Separated from her mother for a decade, seventeen-year-old Cindy (who is only being identified by her first name) took a chance last month to see her. Despite her age, a raging pandemic, and the risks of crossing the Mexico–United States border she journeyed from Honduras to see her mother in New York. Her love for her mother was so deep, she was willing to risk everything.

In her mission, Cindy wound up in U.S. immigration facilities where she contracted Covid-19. After three days in a hospital bed in California, Cindy was finally able to contact her mother who had not learned of her daughter’s hospitalization.

Thanks to the help of a doctor who lent her their phone Cindy was able to make the call to her mother, Maria Ana.

“There are backlogs and delays in communication that are really unacceptable,” Maria Ana’s immigration lawyer Kate Goldfinch, who is also the president of the nonprofit Vecina, explained to NBC.

After learning about her daughter’s COVID-19 hospitalization, Maria Ana feared the worst. “Following weeks of anguish and uncertainty, Maria Ana spent most of her nights painting the bedroom she has fixed for Cindy, just ‘waiting for my girl,'” she explained to NBC.

Last Wednesday night, Maria Ana flew to San Diego to be with her daughter after she’d finally recovered from Covid.

At the emotional mother-daughter reunion, Maria Ana assured her daughter “no one else is going to hurt you.”

After Cindy crossed the border, she spent several days in a detention facility in Texas in the custody of Customs and Border Protection.

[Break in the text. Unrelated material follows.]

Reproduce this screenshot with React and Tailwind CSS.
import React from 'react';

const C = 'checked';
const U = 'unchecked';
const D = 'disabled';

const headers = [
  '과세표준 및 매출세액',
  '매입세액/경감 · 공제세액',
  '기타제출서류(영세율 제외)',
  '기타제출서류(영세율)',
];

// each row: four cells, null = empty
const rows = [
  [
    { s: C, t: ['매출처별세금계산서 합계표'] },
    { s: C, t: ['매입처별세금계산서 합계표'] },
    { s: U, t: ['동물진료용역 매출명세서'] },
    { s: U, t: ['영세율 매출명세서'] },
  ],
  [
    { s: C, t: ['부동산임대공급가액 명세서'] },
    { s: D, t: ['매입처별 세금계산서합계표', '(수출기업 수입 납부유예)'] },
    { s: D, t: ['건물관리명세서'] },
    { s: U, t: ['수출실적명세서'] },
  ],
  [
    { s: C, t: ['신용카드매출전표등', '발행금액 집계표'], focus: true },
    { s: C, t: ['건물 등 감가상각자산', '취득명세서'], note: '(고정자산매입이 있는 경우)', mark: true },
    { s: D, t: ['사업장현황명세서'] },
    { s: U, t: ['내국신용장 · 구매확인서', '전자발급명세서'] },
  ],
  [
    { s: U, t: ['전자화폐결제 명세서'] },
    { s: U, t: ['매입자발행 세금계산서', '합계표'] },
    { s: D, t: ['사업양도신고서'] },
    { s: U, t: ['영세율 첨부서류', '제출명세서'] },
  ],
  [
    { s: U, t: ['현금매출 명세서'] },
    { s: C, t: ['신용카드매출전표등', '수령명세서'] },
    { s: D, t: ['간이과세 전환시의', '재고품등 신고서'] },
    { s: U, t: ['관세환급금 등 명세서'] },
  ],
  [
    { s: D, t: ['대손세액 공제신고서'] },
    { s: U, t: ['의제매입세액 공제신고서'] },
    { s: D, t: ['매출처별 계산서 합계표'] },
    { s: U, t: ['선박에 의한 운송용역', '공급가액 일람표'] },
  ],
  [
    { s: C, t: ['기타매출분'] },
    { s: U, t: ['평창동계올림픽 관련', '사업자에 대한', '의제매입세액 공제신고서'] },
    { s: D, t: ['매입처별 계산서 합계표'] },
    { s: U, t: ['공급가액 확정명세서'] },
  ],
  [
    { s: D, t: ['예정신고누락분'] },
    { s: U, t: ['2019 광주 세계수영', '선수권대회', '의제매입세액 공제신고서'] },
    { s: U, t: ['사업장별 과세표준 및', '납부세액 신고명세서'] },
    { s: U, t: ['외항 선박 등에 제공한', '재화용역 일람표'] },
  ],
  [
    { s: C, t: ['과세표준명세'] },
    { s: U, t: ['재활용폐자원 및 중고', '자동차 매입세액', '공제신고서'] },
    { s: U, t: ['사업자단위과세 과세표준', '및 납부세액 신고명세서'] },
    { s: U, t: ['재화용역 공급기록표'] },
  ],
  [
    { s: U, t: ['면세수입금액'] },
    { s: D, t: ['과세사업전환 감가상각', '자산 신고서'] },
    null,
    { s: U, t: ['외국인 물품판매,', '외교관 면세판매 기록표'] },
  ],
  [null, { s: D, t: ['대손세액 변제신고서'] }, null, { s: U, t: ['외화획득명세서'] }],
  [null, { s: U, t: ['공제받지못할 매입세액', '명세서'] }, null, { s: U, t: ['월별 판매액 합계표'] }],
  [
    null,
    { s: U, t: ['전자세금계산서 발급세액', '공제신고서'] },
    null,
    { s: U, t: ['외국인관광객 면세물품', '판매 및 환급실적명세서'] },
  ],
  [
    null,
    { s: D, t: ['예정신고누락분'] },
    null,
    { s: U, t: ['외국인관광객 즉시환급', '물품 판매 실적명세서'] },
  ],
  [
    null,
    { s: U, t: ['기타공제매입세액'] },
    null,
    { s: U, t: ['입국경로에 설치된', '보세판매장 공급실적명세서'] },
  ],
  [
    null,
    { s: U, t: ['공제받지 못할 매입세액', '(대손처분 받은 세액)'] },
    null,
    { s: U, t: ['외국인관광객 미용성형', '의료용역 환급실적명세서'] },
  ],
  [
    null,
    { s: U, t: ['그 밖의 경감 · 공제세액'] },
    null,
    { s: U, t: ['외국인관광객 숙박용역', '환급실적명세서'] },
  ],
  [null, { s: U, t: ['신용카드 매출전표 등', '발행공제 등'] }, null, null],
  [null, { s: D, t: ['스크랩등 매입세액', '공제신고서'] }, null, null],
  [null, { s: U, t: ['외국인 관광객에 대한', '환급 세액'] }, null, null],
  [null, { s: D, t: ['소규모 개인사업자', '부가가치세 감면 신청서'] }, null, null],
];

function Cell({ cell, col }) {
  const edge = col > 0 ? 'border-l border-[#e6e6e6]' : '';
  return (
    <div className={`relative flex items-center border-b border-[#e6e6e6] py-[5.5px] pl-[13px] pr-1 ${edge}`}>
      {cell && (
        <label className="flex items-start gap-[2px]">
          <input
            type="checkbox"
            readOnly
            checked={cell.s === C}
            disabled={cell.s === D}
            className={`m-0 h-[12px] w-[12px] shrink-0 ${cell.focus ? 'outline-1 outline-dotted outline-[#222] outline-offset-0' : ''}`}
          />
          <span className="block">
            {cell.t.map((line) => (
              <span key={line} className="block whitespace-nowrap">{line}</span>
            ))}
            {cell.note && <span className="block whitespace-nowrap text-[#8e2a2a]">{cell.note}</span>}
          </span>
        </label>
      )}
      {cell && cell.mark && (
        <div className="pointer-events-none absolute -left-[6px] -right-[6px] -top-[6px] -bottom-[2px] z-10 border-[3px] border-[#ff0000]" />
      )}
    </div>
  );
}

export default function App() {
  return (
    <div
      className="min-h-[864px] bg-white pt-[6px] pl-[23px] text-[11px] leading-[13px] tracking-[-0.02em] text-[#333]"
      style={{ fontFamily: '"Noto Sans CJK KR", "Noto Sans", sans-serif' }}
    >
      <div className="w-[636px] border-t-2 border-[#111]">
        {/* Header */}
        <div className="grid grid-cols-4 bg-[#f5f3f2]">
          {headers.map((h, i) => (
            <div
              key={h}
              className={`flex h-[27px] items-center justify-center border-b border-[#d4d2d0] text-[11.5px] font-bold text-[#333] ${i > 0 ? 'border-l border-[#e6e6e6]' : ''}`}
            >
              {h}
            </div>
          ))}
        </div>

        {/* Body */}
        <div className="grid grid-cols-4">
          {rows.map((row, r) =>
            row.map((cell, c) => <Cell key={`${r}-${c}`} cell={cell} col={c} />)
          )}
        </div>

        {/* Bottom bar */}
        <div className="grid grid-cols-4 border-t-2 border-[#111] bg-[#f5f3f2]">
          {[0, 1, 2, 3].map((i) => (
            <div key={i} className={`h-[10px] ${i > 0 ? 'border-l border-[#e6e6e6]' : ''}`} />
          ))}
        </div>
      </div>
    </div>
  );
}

According to NBC “On any given night, Cindy said, she would share two mattresses with about eight other girls. She could shower only every five days in one of the eight showers the facility had to serve 700 girls.”

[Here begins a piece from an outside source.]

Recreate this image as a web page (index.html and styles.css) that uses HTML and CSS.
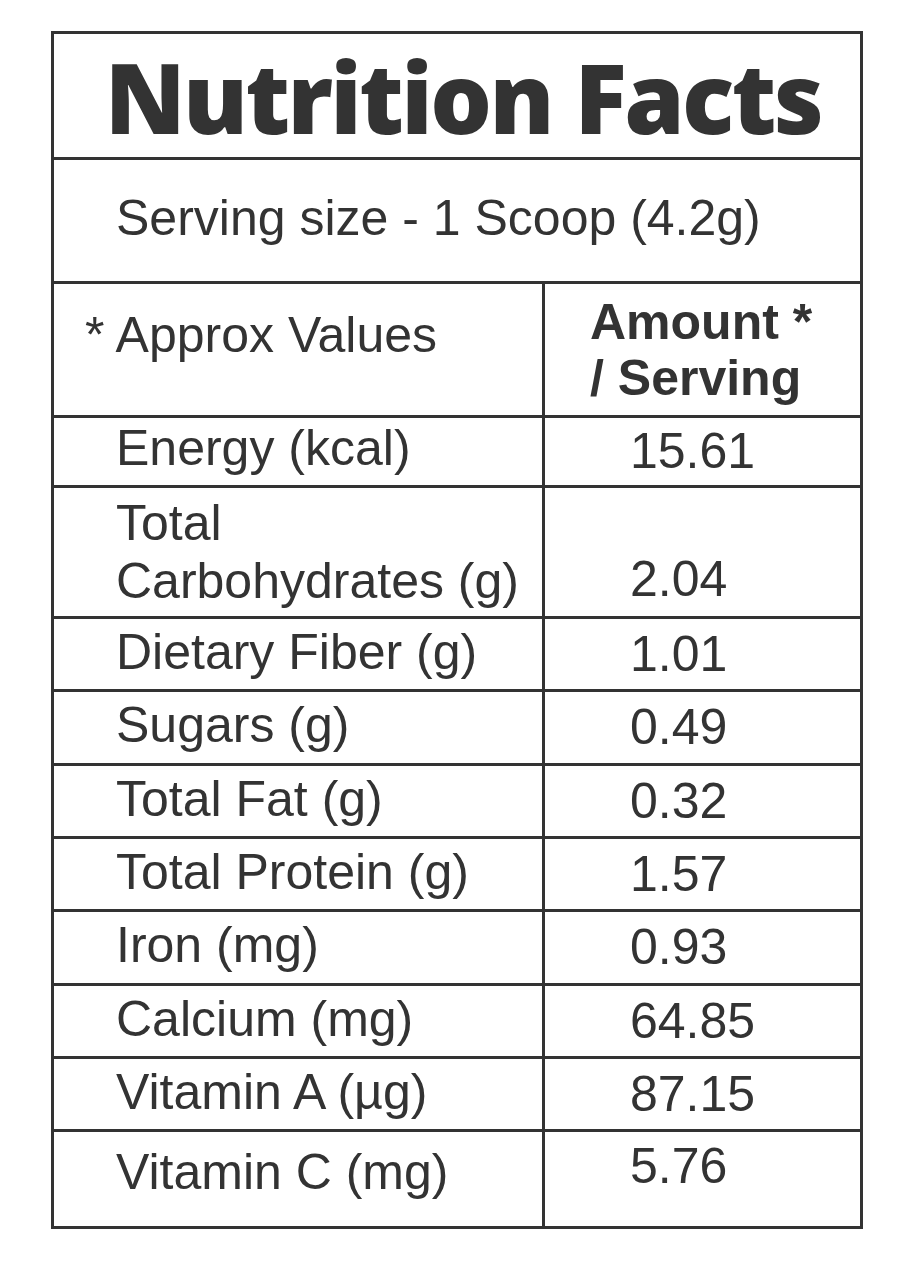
FILE: index.html
```html
<!DOCTYPE html>
<html lang="en">
<head>
<meta charset="utf-8">
<title>Nutrition Facts</title>
<link rel="stylesheet" href="styles.css">
</head>
<body>
<div class="label">
  <div class="title"><span class="title-text">Nutrition Facts</span></div>
  <div class="serving">Serving size - 1 Scoop (4.2g)</div>
  <div class="row head">
    <div class="name">* Approx Values</div>
    <div class="amt">Amount *<br>/ Serving</div>
  </div>
  <div class="row energy">
    <div class="name">Energy (kcal)</div>
    <div class="amt">15.61</div>
  </div>
  <div class="row carbs">
    <div class="name">Total<br>Carbohydrates (g)</div>
    <div class="amt">2.04</div>
  </div>
  <div class="row">
    <div class="name">Dietary Fiber (g)</div>
    <div class="amt">1.01</div>
  </div>
  <div class="row plus">
    <div class="name">Sugars (g)</div>
    <div class="amt">0.49</div>
  </div>
  <div class="row">
    <div class="name">Total Fat (g)</div>
    <div class="amt">0.32</div>
  </div>
  <div class="row">
    <div class="name">Total Protein (g)</div>
    <div class="amt">1.57</div>
  </div>
  <div class="row plus">
    <div class="name">Iron (mg)</div>
    <div class="amt">0.93</div>
  </div>
  <div class="row">
    <div class="name">Calcium (mg)</div>
    <div class="amt">64.85</div>
  </div>
  <div class="row">
    <div class="name">Vitamin A (&micro;g)</div>
    <div class="amt">87.15</div>
  </div>
  <div class="row last">
    <div class="name">Vitamin C (mg)</div>
    <div class="amt">5.76</div>
  </div>
</div>
</body>
</html>
```

FILE: styles.css
```css
* { box-sizing: border-box; }
html, body { margin: 0; padding: 0; background: #ffffff; }
body {
  font-family: "Liberation Sans", Arial, sans-serif;
  color: #333333;
}
.label {
  margin: 31px 0 0 51px;
  width: 812px;
  border: 3px solid #333333;
}
.title {
  height: 123px;
  padding: 14px 0 0 12px;
  text-align: center;
  font-family: "Open Sans", "Noto Sans", sans-serif;
  font-weight: 800;
  font-size: 97px;
  line-height: 97px;
  color: #333333;
  white-space: nowrap;
}
.title-text { letter-spacing: -2.6px; }
.serving {
  height: 124px;
  border-top: 3px solid #333333;
  padding: 29px 0 0 62px;
  font-size: 50px;
  line-height: 58px;
}
.row {
  display: grid;
  grid-template-columns: 491px 1fr;
  height: 73px;
  border-top: 3px solid #333333;
  font-size: 50px;
  line-height: 58px;
}
.row.plus { height: 74px; }
.name {
  border-right: 3px solid #333333;
  padding: 4px 0 0 62px;
  white-space: nowrap;
}
.amt {
  padding: 6px 0 0 85px;
  white-space: nowrap;
}
.head { height: 134px; }
.head .name { padding: 22px 0 0 31px; }
.head .amt {
  padding: 10px 0 0 45px;
  font-weight: 700;
  line-height: 56px;
}
.energy { height: 70px; }
.energy .name { padding-top: 1px; }
.energy .amt { padding-top: 4px; }
.carbs { height: 131px; }
.carbs .name { padding-top: 6px; }
.carbs .amt { padding-top: 62px; }
.last { height: 97px; }
.last .name { padding-top: 11px; }
.last .amt { padding-top: 5px; }
```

“It was really bad,” Cindy told the outlet..

Cindy was among almost 13,350 unaccompanied children left in the care and custody of the Office of Refugee Resettlement at HHS. This last year has seen over 3,715 unaccompanied children at these facilities diagnosed with Covid-19. Worse, there are currently 528 unaccompanied children who have tested positive for Covid-19 and put in medical isolation.

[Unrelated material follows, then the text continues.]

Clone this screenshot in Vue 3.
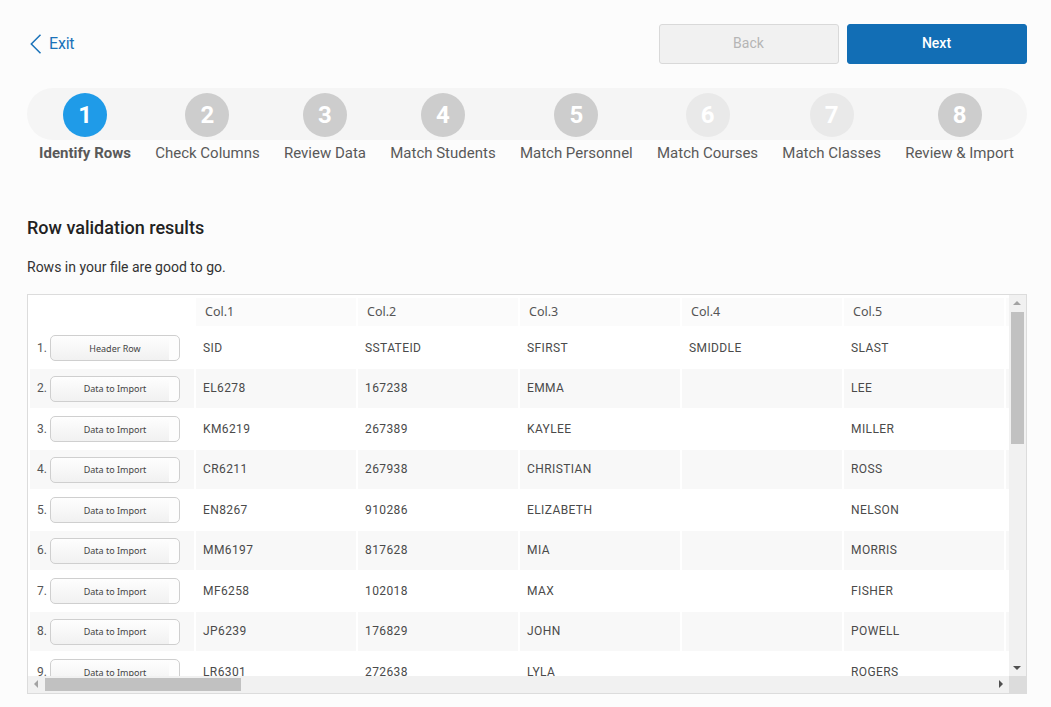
<script setup>
const steps = [
  { n: 1, label: 'Identify Rows', state: 'active' },
  { n: 2, label: 'Check Columns', state: '' },
  { n: 3, label: 'Review Data', state: '' },
  { n: 4, label: 'Match Students', state: '' },
  { n: 5, label: 'Match Personnel', state: '' },
  { n: 6, label: 'Match Courses', state: 'faded' },
  { n: 7, label: 'Match Classes', state: 'faded' },
  { n: 8, label: 'Review & Import', state: '' },
]
const headers = ['Col.1', 'Col.2', 'Col.3', 'Col.4', 'Col.5', '']
const rows = [
  { tag: 'Header Row', cells: ['SID', 'SSTATEID', 'SFIRST', 'SMIDDLE', 'SLAST', ''] },
  { tag: 'Data to Import', cells: ['EL6278', '167238', 'EMMA', '', 'LEE', ''] },
  { tag: 'Data to Import', cells: ['KM6219', '267389', 'KAYLEE', '', 'MILLER', ''] },
  { tag: 'Data to Import', cells: ['CR6211', '267938', 'CHRISTIAN', '', 'ROSS', ''] },
  { tag: 'Data to Import', cells: ['EN8267', '910286', 'ELIZABETH', '', 'NELSON', ''] },
  { tag: 'Data to Import', cells: ['MM6197', '817628', 'MIA', '', 'MORRIS', ''] },
  { tag: 'Data to Import', cells: ['MF6258', '102018', 'MAX', '', 'FISHER', ''] },
  { tag: 'Data to Import', cells: ['JP6239', '176829', 'JOHN', '', 'POWELL', ''] },
  { tag: 'Data to Import', cells: ['LR6301', '272638', 'LYLA', '', 'ROGERS', ''] },
]
</script>

<template>
  <div class="page">
    <header class="topbar">
      <a class="exit">
        <svg class="exit-icon" width="12" height="20" viewBox="0 0 12 20" fill="none">
          <path d="M10.5 .8 1.3 10l9.2 9.2" stroke="#1a72b9" stroke-width="1.5" />
        </svg>
        <span>Exit</span>
      </a>
      <div class="actions">
        <button class="btn btn-back">Back</button>
        <button class="btn btn-next">Next</button>
      </div>
    </header>

    <nav class="stepper">
      <div v-for="s in steps" :key="s.n" class="step" :class="s.state">
        <span class="circle">{{ s.n }}</span>
        <span class="label">{{ s.label }}</span>
      </div>
    </nav>

    <h2 class="title">Row validation results</h2>
    <p class="note">Rows in your file are good to go.</p>

    <section class="box">
      <div class="upper">
        <div class="viewport">
          <div class="row head">
            <div class="cell first"></div>
            <div v-for="(h, k) in headers" :key="k" class="cell hcell">{{ h }}</div>
          </div>
          <div v-for="(r, i) in rows" :key="i" class="row" :class="{ odd: i % 2 === 1 }">
            <div class="cell first">
              <span class="num">{{ i + 1 }}.</span>
              <button class="tag">{{ r.tag }}</button>
            </div>
            <div v-for="(c, j) in r.cells" :key="j" class="cell">{{ c }}</div>
          </div>
        </div>
        <div class="vbar">
          <span class="arrow up"></span>
          <span class="vthumb"></span>
          <span class="arrow down"></span>
        </div>
      </div>
      <div class="lower">
        <div class="hbar">
          <span class="arrow left"></span>
          <span class="hthumb"></span>
          <span class="arrow right"></span>
        </div>
        <div class="corner"></div>
      </div>
    </section>
  </div>
</template>

<style>
html, body { margin: 0; background: #fcfcfc; }
</style>

<style scoped>
.page {
  box-sizing: border-box;
  width: 1051px;
  height: 707px;
  padding: 24px 24px 0 27px;
  background: #fcfcfc;
  font-family: Roboto, sans-serif;
  overflow: hidden;
}
.topbar {
  display: flex;
  justify-content: space-between;
  align-items: center;
  height: 40px;
}
.exit {
  display: flex;
  align-items: center;
  gap: 7px;
  margin-left: 3px;
  margin-bottom: 1px;
  color: #1a72b9;
  font-size: 16px;
  letter-spacing: -0.2px;
}
.actions { display: flex; gap: 8px; }
.btn {
  box-sizing: border-box;
  width: 180px;
  height: 40px;
  border-radius: 3px;
  font-family: Roboto, sans-serif;
  font-size: 14px;
  padding: 0 1px 2px 0;
}
.btn-back { background: #f1f1f1; border: 1px solid #d9d9d9; color: #b5b5b5; }
.btn-next { background: #126eb5; border: 1px solid #126eb5; color: #fff; font-weight: 500; }

.stepper {
  box-sizing: border-box;
  position: relative;
  display: flex;
  justify-content: space-around;
  width: 1000px;
  padding-right: 1px;
  margin-top: 24px;
}
.stepper::before {
  content: '';
  position: absolute;
  left: 0;
  top: 0;
  width: 100%;
  height: 52px;
  border-radius: 26px;
  background: #f5f5f5;
}
.step {
  position: relative;
  display: flex;
  flex-direction: column;
  align-items: center;
  padding-top: 5px;
}
.circle {
  width: 44px;
  height: 44px;
  border-radius: 50%;
  background: #cdcdcd;
  color: #fff;
  font-size: 24px;
  font-weight: 700;
  line-height: 44px;
  text-align: center;
}
.label {
  margin-top: 6px;
  font-size: 15px;
  line-height: 21px;
  color: #595959;
  white-space: nowrap;
}
.active .circle { background: #1f9be8; }
.active .label { font-weight: 700; }
.faded .circle { background: #e9e9e9; }

.title {
  margin: 53px 0 0;
  font-size: 18px;
  font-weight: 500;
  line-height: 22px;
  color: #222;
}
.note {
  margin: 18px 0 0;
  font-size: 14px;
  line-height: 20px;
  color: #333;
}

.box {
  box-sizing: border-box;
  width: 1000px;
  height: 400px;
  margin-top: 17px;
  border: 1px solid #dcdcdc;
  background: #fff;
  display: flex;
  flex-direction: column;
}
.upper { display: flex; height: 381px; }
.viewport {
  flex: 1;
  min-width: 0;
  overflow: hidden;
  padding: 3px 0 0 2px;
}
.row {
  display: grid;
  grid-template-columns: 164px repeat(6, 160px);
  column-gap: 2px;
  height: 38.5px;
  margin-bottom: 2px;
  width: max-content;
}
.row.head { height: 28px; margin-bottom: 2.5px; }
.cell {
  display: flex;
  align-items: center;
  padding-left: 7px;
  font-size: 12px;
  letter-spacing: 0.4px;
  color: #4a4a4a;
}
.row.odd .cell { background: #f8f8f8; }
.hcell {
  background: #fbfbfb;
  padding: 0 0 2px 9px;
  box-sizing: border-box;
  font-family: 'Noto Sans', sans-serif;
  font-size: 12.5px;
  letter-spacing: 0;
  color: #555;
}
.first { padding-left: 7px; gap: 3px; }
.num { width: 10px; color: #555; letter-spacing: 0; }
.tag {
  box-sizing: border-box;
  width: 130px;
  height: 26px;
  margin-top: 1px;
  padding: 0;
  border: 1px solid #cfcfcf;
  border-radius: 5px;
  background:
    linear-gradient(to right, transparent 0, transparent 118px, #fdfdfd 118px),
    linear-gradient(to bottom, #fefefe 0, #f1f1f1 100%);
  font-family: 'Noto Sans', sans-serif;
  font-size: 9px;
  color: #444;
}

.vbar {
  position: relative;
  width: 17px;
  background: #f1f1f1;
}
.vthumb {
  position: absolute;
  left: 2px;
  top: 17px;
  width: 13px;
  height: 132px;
  background: #c1c1c1;
}
.lower { display: flex; height: 17px; }
.hbar {
  position: relative;
  flex: 1;
  background: #f1f1f1;
}
.hthumb {
  position: absolute;
  left: 17px;
  top: 2px;
  width: 196px;
  height: 13px;
  background: #c1c1c1;
}
.corner { width: 17px; background: #dcdcdc; }
.arrow { position: absolute; width: 0; height: 0; border: 4px solid transparent; }
.arrow.up { left: 4px; top: 2px; border-bottom-color: #a3a3a3; }
.arrow.down { left: 4px; bottom: 2px; border-top-color: #505050; }
.arrow.left { left: 2px; top: 4px; border-right-color: #a3a3a3; }
.arrow.right { right: 2px; top: 4px; border-left-color: #505050; }
</style>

Now, immigration advocates and families are pressing the U.S. government to pick up reunions of children and their families in the United States. Over 80 percent of unaccompanied minors currently in federal custody have family living in the states. According to Goldfinch, “40 percent have parents in the U.S.”

“So we would think that it would be fairly quick and simple to release a child to their own parent. But because of the chaos of the system, the reunification of these kids with their parents is really frustrating and backlogged,” Goldfinch explained, “most frustrating, of course, for the actual children and their parents.”

While Cindy was in the custody of the Department of Health and Human Services, no one managed to notify Ana Maria that her daughter was in the hospital according to Goldfinch

“I don’t know why my daughter has to be suffering this way, because it’s not fair. It’s something very sad for me,” Maria Ana explained to NBC

“I’ve already been through a lot,” Cindy went onto share. “But I hope it’s all worth it.”